By Thomas Cannell
March 2007
Since Hurricane Katrina, the greater New
Orleans area has suffered from a mental health meltdown. The
national media has persistently covered this disaster, and its
dynamics have been well-rehearsed.
The iconic
trauma of the people of New Orleans, displaced from their homes
for months, now years, has led to an upsurge in mental illness
after the mental health infrastructure took a staggering hit.
The system has been overwhelmed; acutely psychotic
patients cycle miserably through clogged emergency rooms.
These journalistic accounts have thrived on
the simplicity of this equation: more mental illness and lower
capacity for treatment equals a crisis. What these accounts miss
is that mental health care in the United States is never a
simple case of matching treatment to disease burden, but instead
a complex function of health care-seeking, social support, and
access. Even before the storm, the majority of New Orleanians
who were mentally ill did not access psychiatric care, whether
out of preference, fear, disempowerment, or confusion. However,
the attention drawn to storm-related mental illness brought to
the city a different concept of mental health—disaster mental
health—defined by its commitment to community outreach, primary
prevention and validating therapeutic social support. Here I
mean to suggest that an adequate response to Katrina’s mental
health disaster will mean integrating ideals of community mental
health into a new system, not merely reconstructing the old
psychiatric structure.
Two credible surveys validate the anecdotal
accounts of increased stress and despair in the New Orleans area
after the storm. The August 2006 report of the Hurricane Katrina
Community Advisory Group, led by Ronald Kessler of Harvard
Medical School and The Louisiana Health and Population Survey (PopEst),
conducted during the summer of 2006, both found the prevalence
of serious mental illness to be two or more times the national
average, up from 6 percent pre-storm to 11 percent among all
post-storm residents.
In Orleans Parish, according to PopEst, the prevalence
rose to 16 percent. “Mild to moderate” mental illness was also
elevated. Those classified as “seriously mentally ill” displayed
the impaired functioning associated with schizophrenia, bipolar
disorder or major depression. If the surveys are to be taken
seriously, then more than one out of ten people of the New
Orleans region is suffering from a mentally illness.

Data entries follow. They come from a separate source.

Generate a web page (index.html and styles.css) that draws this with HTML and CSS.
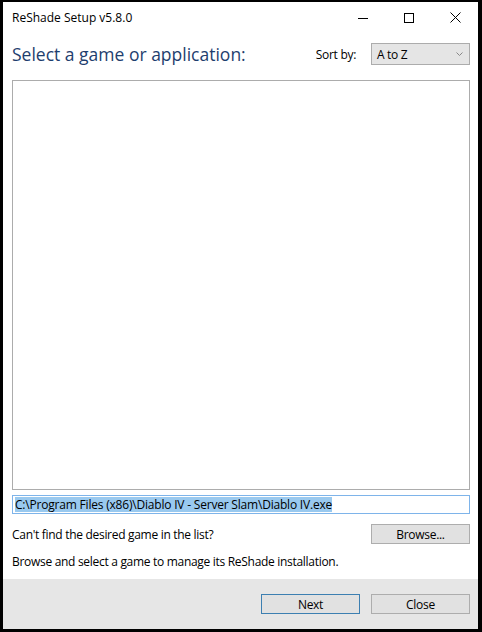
FILE: index.html
```html
<!DOCTYPE html>
<html lang="en">

<head>
	<meta charset="utf-8">
	<title>ReShade Setup v5.8.0</title>
	<link rel="stylesheet" href="styles.css">
</head>

<body>
	<div class="window">
		<div class="titlebar">
			<span class="title">ReShade Setup v5.8.0</span>
			<div class="controls">
				<span class="ctrl">
					<svg width="10" height="10" viewBox="0 0 10 10"><path d="M0 5.5h10" stroke="#000" stroke-width="1" /></svg>
				</span>
				<span class="ctrl">
					<svg width="10" height="10" viewBox="0 0 10 10"><rect x="0.5" y="0.5" width="9" height="9" fill="none" stroke="#000" stroke-width="1" /></svg>
				</span>
				<span class="ctrl">
					<svg width="11" height="11" viewBox="0 0 11 11"><path d="M0.5 0.5l10 10M10.5 0.5l-10 10" stroke="#000" stroke-width="1" /></svg>
				</span>
			</div>
		</div>

		<div class="content">
			<div class="header-row">
				<h1 class="heading">Select a game or application:</h1>
				<div class="sort">
					<span class="sort-label">Sort by:</span>
					<div class="combo">
						<span>A to Z</span>
						<svg width="7" height="4" viewBox="0 0 7 4"><path d="M0.5 0.5l3 3 3-3" fill="none" stroke="#888" stroke-width="1" /></svg>
					</div>
				</div>
			</div>

			<div class="game-list"></div>

			<div class="path-box">
				<span class="selected">C:\Program Files (x86)\Diablo IV - Server Slam\Diablo IV.exe</span>
			</div>

			<div class="browse-row">
				<span>Can't find the desired game in the list?</span>
				<button class="btn">Browse...</button>
			</div>

			<p class="hint">Browse and select a game to manage its ReShade installation.</p>
		</div>

		<div class="footer">
			<button class="btn btn-default">Next</button>
			<button class="btn">Close</button>
		</div>
	</div>
</body>

</html>
```

FILE: styles.css
```css
/* common css */
* {
	margin: 0;
	padding: 0;
	box-sizing: border-box;
}

body {
	font-family: 'Open Sans', 'Noto Sans', sans-serif;
	font-size: 12px;
	letter-spacing: -0.3px;
	color: #000;
	background-color: #000;
	width: 482px;
	height: 632px;
}

/* window frame */
.window {
	margin: 2px 4px 3px 3px;
	width: 475px;
	height: 627px;
	background-color: #fff;
	display: flex;
	flex-direction: column;
}

.titlebar {
	height: 31px;
	display: flex;
	align-items: center;
	justify-content: space-between;
	padding-left: 9px;
}

.title {
	font-size: 12px;
	letter-spacing: 0;
}

.controls {
	display: flex;
	height: 100%;
}

.ctrl {
	width: 46px;
	display: flex;
	align-items: center;
	justify-content: center;
}

/* main area */
.content {
	flex: 1;
	padding: 0 8px 0 9px;
	display: flex;
	flex-direction: column;
}

.header-row {
	display: flex;
	align-items: center;
	justify-content: space-between;
	height: 42px;
}

.heading {
	font-size: 17.5px;
	font-weight: normal;
	color: #1e3e6e;
	letter-spacing: 0;
}

.sort {
	display: flex;
	align-items: center;
}

.sort-label {
	margin-right: 15px;
}

.combo {
	width: 99px;
	height: 22px;
	background-color: #e5e5e5;
	border: 1px solid #acacac;
	display: flex;
	align-items: center;
	justify-content: space-between;
	padding: 0 6px 0 5px;
}

.game-list {
	margin-top: 5px;
	height: 410px;
	border: 1px solid #acacac;
	background-color: #fff;
}

.path-box {
	margin-top: 5px;
	height: 19px;
	border: 1px solid #7eb4ea;
	padding: 0 2px;
	display: flex;
	align-items: center;
	letter-spacing: -0.2px;
}

.selected {
	background-color: #99c9ef;
	line-height: 15px;
}

.browse-row {
	margin-top: 10px;
	display: flex;
	align-items: center;
	justify-content: space-between;
}

.hint {
	margin-top: 9px;
}

/* buttons */
.btn {
	font-family: inherit;
	font-size: 12px;
	letter-spacing: -0.3px;
	width: 99px;
	height: 20px;
	background-color: #e1e1e1;
	border: 1px solid #adadad;
	color: #000;
}

.btn-default {
	border-color: #3c7fb1;
}

/* footer */
.footer {
	height: 50px;
	background-color: #e6e6e6;
	display: flex;
	align-items: center;
	justify-content: flex-end;
	gap: 11px;
	padding-right: 8px;
}
```
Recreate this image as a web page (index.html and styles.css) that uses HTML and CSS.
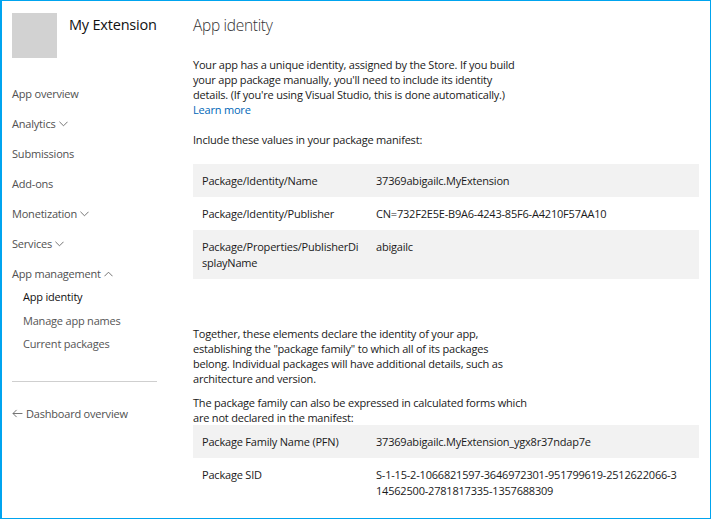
FILE: index.html
```html
<!DOCTYPE html>
<html lang="en">
<head>
<meta charset="utf-8">
<title>App identity</title>
<link rel="stylesheet" href="styles.css">
</head>
<body>
<div class="frame">
  <aside class="sidebar">
    <div class="app-head">
      <div class="app-logo"></div>
      <div class="app-name">My Extension</div>
    </div>
    <nav class="nav">
      <a class="nav-item">App overview</a>
      <a class="nav-item">Analytics <svg class="chev" viewBox="0 0 10 6"><path d="M0.5 0.5 L5 5 L9.5 0.5"/></svg></a>
      <a class="nav-item">Submissions</a>
      <a class="nav-item">Add-ons</a>
      <a class="nav-item">Monetization <svg class="chev" viewBox="0 0 10 6"><path d="M0.5 0.5 L5 5 L9.5 0.5"/></svg></a>
      <a class="nav-item">Services <svg class="chev" viewBox="0 0 10 6"><path d="M0.5 0.5 L5 5 L9.5 0.5"/></svg></a>
      <a class="nav-item">App management <svg class="chev" viewBox="0 0 10 6"><path d="M0.5 5.5 L5 1 L9.5 5.5"/></svg></a>
      <div class="subnav">
        <a class="sub-item active">App identity</a>
        <a class="sub-item">Manage app names</a>
        <a class="sub-item">Current packages</a>
      </div>
    </nav>
    <hr class="divider">
    <a class="back"><svg class="arrow" viewBox="0 0 12 10"><path d="M11.5 5 H1 M5 1 L1 5 L5 9"/></svg>Dashboard overview</a>
  </aside>
  <main class="main">
    <h1 class="title">App identity</h1>
    <p class="text intro">Your app has a unique identity, assigned by the Store. If you build your app package manually, you'll need to include its identity details. (If you're using Visual Studio, this is done automatically.)<br><a class="link">Learn more</a></p>
    <p class="text include">Include these values in your package manifest:</p>
    <div class="table">
      <div class="row shaded"><div class="key">Package/Identity/Name</div><div class="val">37369abigailc.MyExtension</div></div>
      <div class="row"><div class="key">Package/Identity/Publisher</div><div class="val">CN=732F2E5E-B9A6-4243-85F6-A4210F57AA10</div></div>
      <div class="row shaded"><div class="key">Package/Properties/PublisherDisplayName</div><div class="val">abigailc</div></div>
    </div>
    <p class="text together">Together, these elements declare the identity of your app, establishing the "package family" to which all of its packages belong. Individual packages will have additional details, such as architecture and version.</p>
    <p class="text family">The package family can also be expressed in calculated forms which are not declared in the manifest:</p>
    <div class="table">
      <div class="row shaded"><div class="key">Package Family Name (PFN)</div><div class="val">37369abigailc.MyExtension_ygx8r37ndap7e</div></div>
      <div class="row"><div class="key">Package SID</div><div class="val">S-1-15-2-1066821597-3646972301-951799619-2512622066-314562500-2781817335-1357688309</div></div>
    </div>
  </main>
</div>
</body>
</html>
```
FILE: styles.css
```css
* { box-sizing: border-box; }
html, body { margin: 0; padding: 0; background: #fff; }
body {
  font-family: "Open Sans", "Noto Sans", sans-serif;
  font-size: 11px;
  letter-spacing: -0.2px;
  color: #1a1a1a;
}
.frame {
  width: 711px;
  height: 519px;
  border: 1px solid #00a4ef;
  border-left-width: 2px;
  display: grid;
  grid-template-columns: 191px 1fr;
  overflow: hidden;
}
.sidebar {
  padding: 12px 0 0 10px;
  display: flex;
  flex-direction: column;
}
.app-head {
  display: flex;
  align-items: flex-start;
  gap: 12px;
}
.app-logo {
  width: 45px;
  height: 45px;
  background: #d2d2d2;
  flex: none;
}
.app-name {
  font-size: 14.5px;
  color: #111;
  line-height: 20px;
  margin-top: 2px;
}
.nav {
  display: flex;
  flex-direction: column;
  margin-top: 20px;
}
.nav-item {
  display: flex;
  align-items: center;
  gap: 3px;
  height: 30px;
  color: #505050;
}
.chev {
  width: 9px;
  height: 6px;
  margin-top: 2px;
  fill: none;
  stroke: #666;
  stroke-width: 1;
}
.subnav {
  display: flex;
  flex-direction: column;
  padding-left: 11px;
  margin-top: -3px;
}
.sub-item {
  height: 23.5px;
  display: flex;
  align-items: center;
  color: #555;
}
.sub-item.active { color: #111; }
.divider {
  width: 145px;
  margin: 25px 0 0 0;
  border: none;
  border-top: 1px solid #cfcfcf;
  height: 0;
}
.back {
  display: flex;
  align-items: center;
  gap: 3px;
  margin-top: 24px;
  color: #505050;
}
.arrow {
  width: 11px;
  height: 9px;
  fill: none;
  stroke: #666;
  stroke-width: 1;
}
.main {
  padding: 12px 0 0 0;
  width: 506px;
}
.title {
  margin: 0;
  font-size: 15.5px;
  letter-spacing: -0.3px;
  font-weight: 300;
  color: #333;
  line-height: 24px;
}
.text {
  margin: 0;
  line-height: 15px;
  max-width: 335px;
  color: #1a1a1a;
}
.intro { margin-top: 19.5px; }
.link { color: #0067b8; }
.include { margin-top: 15px; margin-bottom: 17.5px; }
.table { display: flex; flex-direction: column; }
.row {
  display: grid;
  grid-template-columns: 174px 1fr;
  padding: 9px 9px 8px 9px;
  line-height: 16px;
}
.row.shaded { background: #f2f2f2; }
.key { padding-right: 17px; word-break: break-all; }
.val { word-break: break-all; padding-right: 8px; }
.together { margin-top: 47px; max-width: 326px; }
.family { margin-top: 9px; max-width: 340px; }
```
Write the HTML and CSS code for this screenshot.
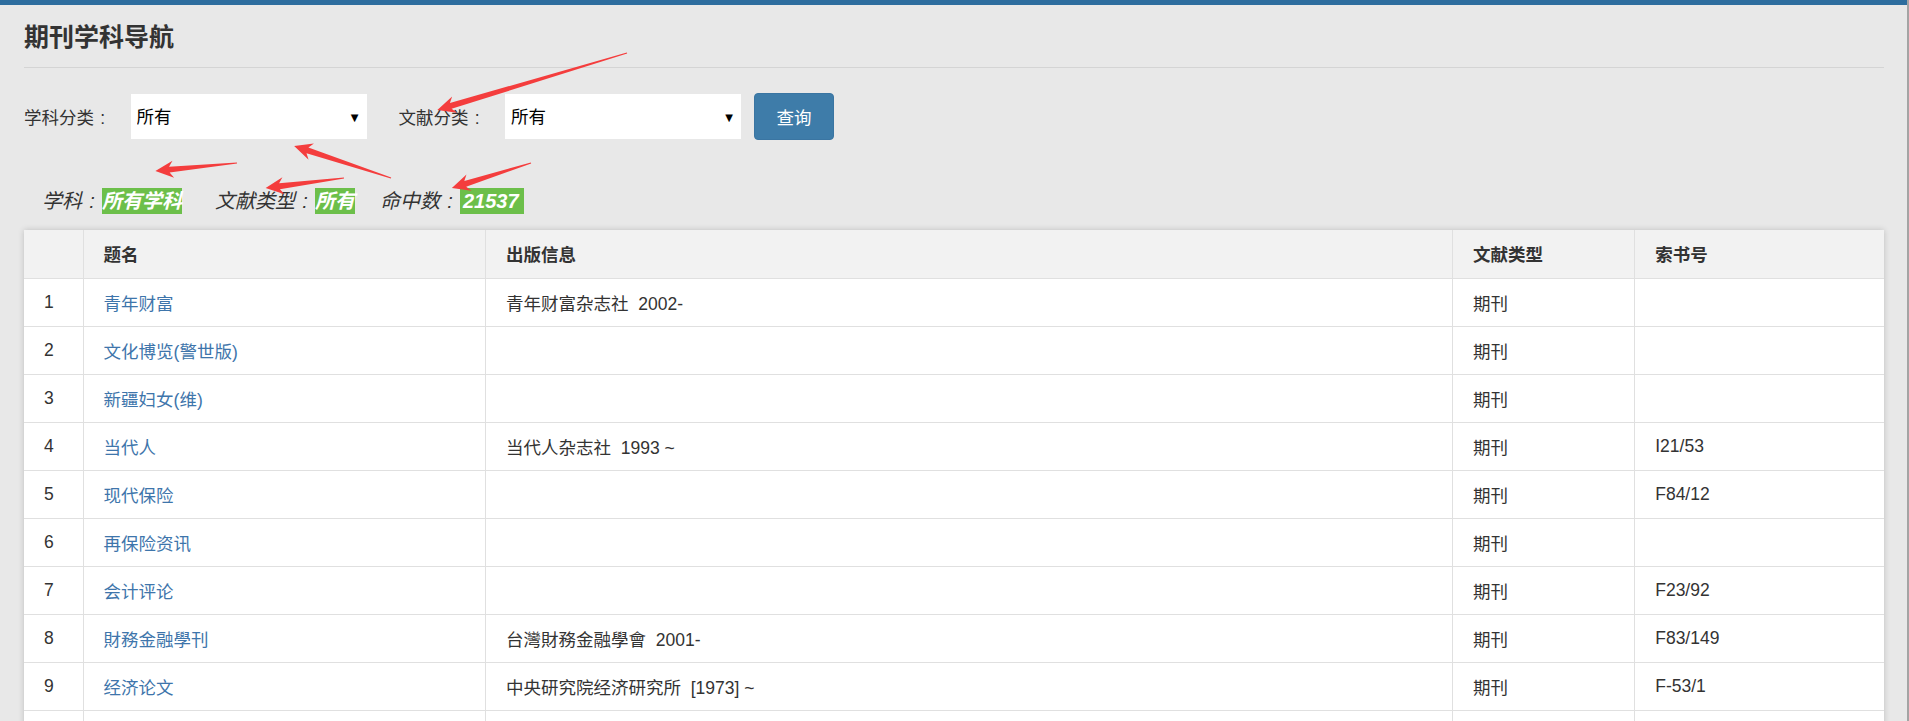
FILE: index.html
```html
<!DOCTYPE html>
<html lang="zh-CN">
<head>
    <meta charset="UTF-8">
    <meta name="viewport" content="width=device-width, initial-scale=1.0">
    <title>期刊学科导航</title>
    <link rel="stylesheet" href="styles.css">
</head>
<body>
    <div class="topbar"></div>
    <div class="page">
        <h3 class="title">期刊学科导航</h3>
        <hr class="rule">

        <form class="search">
            <label class="label">学科分类<span class="colon">:</span></label>
            <div class="select-box first">
                <select class="select">
                    <option>所有</option>
                </select>
            </div>
            <label class="label">文献分类<span class="colon">:</span></label>
            <div class="select-box">
                <select class="select">
                    <option>所有</option>
                </select>
            </div>
            <button type="button" class="btn">查询</button>
        </form>

        <p class="summary">
            学科<span class="colon">:</span><span class="tag gap1">所有学科</span>文献类型<span class="colon">:</span><span class="tag gap2">所有</span>命中数<span class="colon">:</span><span class="tag num">21537</span>
        </p>

        <div class="card">
            <table class="list">
                <colgroup>
                    <col class="c-no">
                    <col class="c-name">
                    <col class="c-pub">
                    <col class="c-type">
                    <col class="c-call">
                </colgroup>
                <thead>
                    <tr>
                        <th></th>
                        <th>题名</th>
                        <th>出版信息</th>
                        <th>文献类型</th>
                        <th>索书号</th>
                    </tr>
                </thead>
                <tbody>
                    <tr><td>1</td><td><a href="#">青年财富</a></td><td>青年财富杂志社&nbsp; 2002-</td><td>期刊</td><td></td></tr>
                    <tr><td>2</td><td><a href="#">文化博览(警世版)</a></td><td></td><td>期刊</td><td></td></tr>
                    <tr><td>3</td><td><a href="#">新疆妇女(维)</a></td><td></td><td>期刊</td><td></td></tr>
                    <tr><td>4</td><td><a href="#">当代人</a></td><td>当代人杂志社&nbsp; 1993 ~</td><td>期刊</td><td>I21/53</td></tr>
                    <tr><td>5</td><td><a href="#">现代保险</a></td><td></td><td>期刊</td><td>F84/12</td></tr>
                    <tr><td>6</td><td><a href="#">再保险资讯</a></td><td></td><td>期刊</td><td></td></tr>
                    <tr><td>7</td><td><a href="#">会计评论</a></td><td></td><td>期刊</td><td>F23/92</td></tr>
                    <tr><td>8</td><td><a href="#">財務金融學刊</a></td><td>台灣財務金融學會&nbsp; 2001-</td><td>期刊</td><td>F83/149</td></tr>
                    <tr><td>9</td><td><a href="#">经济论文</a></td><td>中央研究院经济研究所&nbsp; [1973] ~</td><td>期刊</td><td>F-53/1</td></tr>
                    <tr><td></td><td></td><td></td><td></td><td></td></tr>
                </tbody>
            </table>
        </div>
    </div>

    <!-- annotation arrows drawn over the screenshot -->
    <svg class="marks" width="1909" height="721" viewBox="0 0 1909 721">
        <g fill="#f43d3d">
            <polygon transform="translate(627 53) rotate(163.3)" points="0,-0.6 184,-3 180,-8.5 198,0 180,8.5 184,3 0,0.6"/>
            <polygon transform="translate(391 178) rotate(198.3)" points="0,-0.6 88,-3 84,-8.5 102,0 84,8.5 88,3 0,0.6"/>
            <polygon transform="translate(237 163) rotate(174.4)" points="0,-0.6 68,-3 64,-8.5 82,0 64,8.5 68,3 0,0.6"/>
            <polygon transform="translate(344 178) rotate(172.7)" points="0,-0.6 65,-3 61,-8.5 79,0 61,8.5 65,3 0,0.6"/>
            <polygon transform="translate(531 163) rotate(162.4)" points="0,-0.6 69,-3 65,-8.5 83,0 65,8.5 69,3 0,0.6"/>
        </g>
    </svg>
</body>
</html>
```

FILE: styles.css
```css
html, body {
    margin: 0;
}
body {
    position: relative;
    min-height: 100vh;
    box-sizing: border-box;
    border-right: 2px solid #a4a4a4;
    background: #e8e8e8;
    color: #333;
    font-family: "Liberation Sans", "Noto Sans CJK SC", sans-serif;
    font-size: 17.5px;
    overflow: hidden;
}
.topbar {
    height: 5px;
    background: #2d6d9e;
}
.page {
    padding: 0 23px 0 24px;
}
.title {
    margin: 17px 0 0;
    font-size: 25px;
    line-height: 30px;
    font-weight: bold;
    color: #333;
}
.rule {
    margin: 15px 0 0;
    border: 0;
    border-top: 1px solid #d4d4d4;
}
.search {
    display: flex;
    align-items: center;
    height: 47px;
    margin-top: 25px;
}
.label {
    margin-right: 19px;
    color: #333;
}
.colon {
    display: inline-block;
    width: 1em;
    text-align: center;
}
.select-box {
    position: relative;
    margin-right: 13px;
}
.select-box.first {
    margin-right: 32px;
}
.select-box::after {
    content: "\25BC";
    position: absolute;
    right: 8px;
    top: 50%;
    transform: translateY(-50%);
    font-family: "DejaVu Sans", sans-serif;
    font-size: 10px;
    color: #000;
    pointer-events: none;
}
.select {
    display: block;
    width: 236px;
    height: 45px;
    padding: 0 0 0 6px;
    border: 0;
    border-radius: 0;
    background: #fff;
    color: #000;
    font-family: inherit;
    font-size: 17.5px;
    appearance: none;
    -webkit-appearance: none;
}
.btn {
    width: 80px;
    height: 47px;
    border: 1px solid #3a75a2;
    border-radius: 4px;
    background: #3e7ca9;
    color: #fff;
    font-family: inherit;
    font-size: 17.5px;
    cursor: pointer;
}
.summary {
    margin: 48px 0 0 18px;
    font-size: 20px;
    line-height: 26px;
    font-style: italic;
    color: #333;
}
.tag {
    display: inline-block;
    background: #6cbf4a;
    color: #fff;
    font-weight: bold;
}
.tag.gap1 {
    margin-right: 33px;
}
.tag.gap2 {
    margin-right: 25px;
}
.tag.num {
    padding: 0 5px 0 3px;
}
.card {
    margin-top: 16px;
    background: #fff;
    box-shadow: 0 0 6px rgba(0, 0, 0, 0.18);
}
.list {
    width: 100%;
    border-collapse: collapse;
    table-layout: fixed;
}
.c-no { width: 59px; }
.c-name { width: 402px; }
.c-pub { width: 966px; }
.c-type { width: 182px; }
.c-call { width: 249px; }
.list th,
.list td {
    height: 48px;
    padding: 0 0 0 20px;
    box-sizing: border-box;
    border-bottom: 1px solid #e0e0e0;
    border-left: 1px solid #e0e0e0;
    text-align: left;
    vertical-align: middle;
    white-space: nowrap;
}
.list th:first-child,
.list td:first-child {
    border-left: 0;
}
.list th {
    background: #f2f2f2;
    font-weight: bold;
}
.list a {
    color: #3e75ab;
    text-decoration: none;
}
.list a:hover {
    text-decoration: underline;
}
.marks {
    position: absolute;
    top: 0;
    left: 0;
    pointer-events: none;
}
```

The closure of Charity Hospital, as Chris
Weaver and Adele Shartzer discuss in this issue, deprived the
city of New Orleans of not only 97 psychiatric and substance
abuse beds, but also of its Crisis Intervention Unit, the
psychiatric emergency room.
All told, the storm caused the closure of 346 out of 555
psychiatric and substance abuse inpatient beds. Meanwhile, the
Metropolitan Human Service District, responsible for outpatient
treatment of the uninsured, struggled under shifting leadership
in the year after the storm. Staffing this fragment of the
former system is an even smaller fragment of the psychiatric
workforce. An often-cited account found that in the spring of
2006 only twenty-two psychiatrists out of a pre-storm population
of 196 still practicing in the region.
And so thousands of former patients of
these psychiatric hospital beds have had their system of care
pulled out from under their feet. Still, critics rarely
appreciated that for the average New Orleanian, mental health
resources have been much more accessible than before the storm.
A FEMA-funded counseling effort, Louisiana Spirit, administered
in the New Orleans region by Catholic Charities, has conducted
over 200,000 “wellness” counseling sessions and distributed
almost 10 million pieces of self-help stress management
literature. Thousands of case workers fanned out throughout the
region knocking on doors, spreading the message that it was
normal to be having a hard time and that most people could cope
with help from family and friends. Alongside the woeful state of
the psychiatric infrastructure, this massive low-intensity
mental health outreach has aggressively expanded throughout the
region. Louisiana Spirit is modeled on “Project Liberty,” the
mental health response to 9/11, but also finds roots in the
disaster psychiatry that is practiced in third-world settings
after wars and natural disasters. In fact, Louisiana Spirit has
been supplemented by the entrance of several international NGOs,
such as the International Medical Corps, Mercy Corps and Save
the Children, which transferred their expertise on the mental
health of “internally displaced persons” to the Gulf Coast.
Problematically, all of this disaster mental health programming
is expected to terminate within a year or two.